Demand charge reduction. In markets with high demand charges (e.g. California businesses can pay $50 to $60 per kilowatt)  a battery system that shaves peak consumption can be the primary driver of ROI, not energy offset. The EV charging example from the webinar is worth understanding: add high-capacity chargers to a facility that peaks at 100 kW, and a single busy moment could push peak demand to 1 MW. Your utility bills you for that peak for the rest of the billing period and sometimes the rest of the year under certain tariff structures.

Net metering. Varies enormously by market. California’s NEM 3.0 structure is minimal during most hours but can be lucrative during summer evenings.

Ancillary grid services and demand response. PJM’s capacity market and flexible load programs are increasingly active, particularly given the data center load growth in that territory.

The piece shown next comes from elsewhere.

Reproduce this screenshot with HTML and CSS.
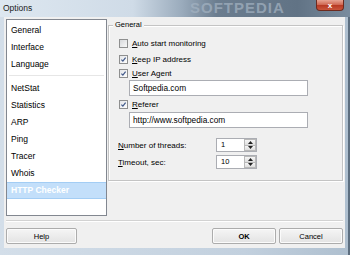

Renewable energy certificates. If your sustainability team isn’t required to retire the RECs from your own system, there may be arbitrage value available, especially in markets with active SREC programs.

The cost of waiting

A Northeast manufacturer passed on an onsite energy project in 2020 even though the payback was under two years and projected annual savings were $1.2 million. Regional industrial rates have since risen 26%, which means that they could be saving $1.8 million per year today.

The policy environment is dynamic. The business case for onsite energy is not going away when the ITC does. What changes is the margin for error and the urgency of getting the process right.

A small deed done is better than a great deed planned. Get a couple of projects under your belt. Build the infrastructure to run more. The companies we see benefit most are the ones that started, even imperfectly, rather than waiting for the perfect policy moment that may never come.